5. Final Remarks

This work presented a comparison of the most common approaches in Python in SDumont to increase computational performance, using a given test problem. The test problem is a 2D heat transfer problem modeled by the Poisson partial differential equation, being solved by a finite difference method. Requires the calculation of a 5-point stencil over the discretized domain grid. Its serial and parallel implementations in F90 were taken as a reference to compare its performance with some serial and parallel implementations of the same algorithm available in the Python environment: F2Py, Cython, Numba, Numba-GPU and the standard Python itself. The processing times, speedups and parallel efficiencies were presented and discussed for these implementations, considering a problem size specific to the test problem. The Python environment is a high-level interactive tool for rapid prototyping and development of computer code, allowing the integration of modules written in F90, and the use of several third-party libraries. This work intends to show that Python can also be used for HPC through APIs / libraries such as F2Py, Cython, Numba and Numba-GPU. Faster implementations are generated, porting time-consuming parts of Python code to a new function that is called from the Python program, except in the case of F2Py, which reuses an existing F90 code.
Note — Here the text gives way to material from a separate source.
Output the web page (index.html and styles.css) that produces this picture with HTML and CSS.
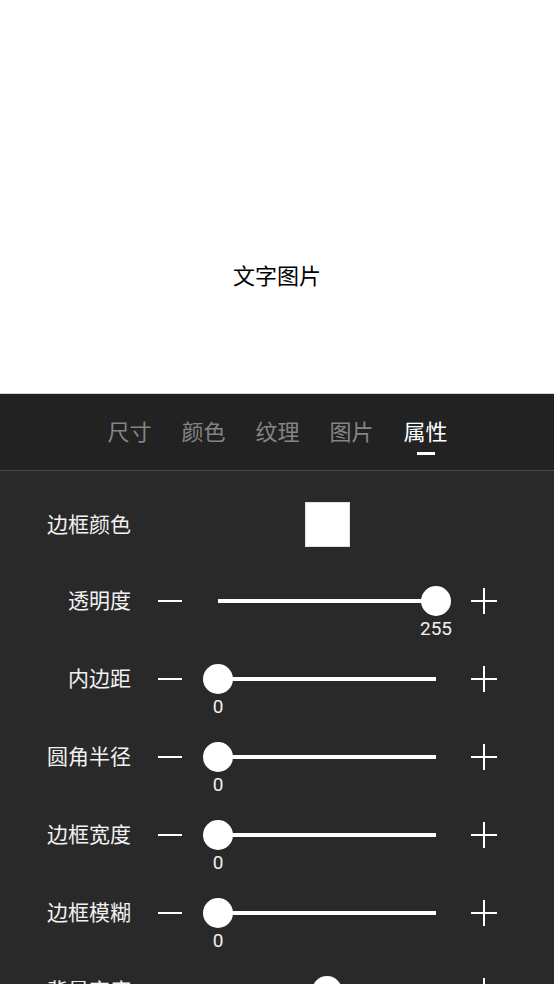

The performance results of serial and parallel processing for the given test problem show that such an approach is feasible. Therefore, Python not only allows the programmer to readily develop and test the intended Python code, but also to port parts of it to obtain HPC using multiple cores and / or GPUs. The resulting code offers the portability of Python, but provides another level of modularity, since it is possible to exchange a function implemented in Cython, for example, for another one in Numba-GPU according to the available computer architecture.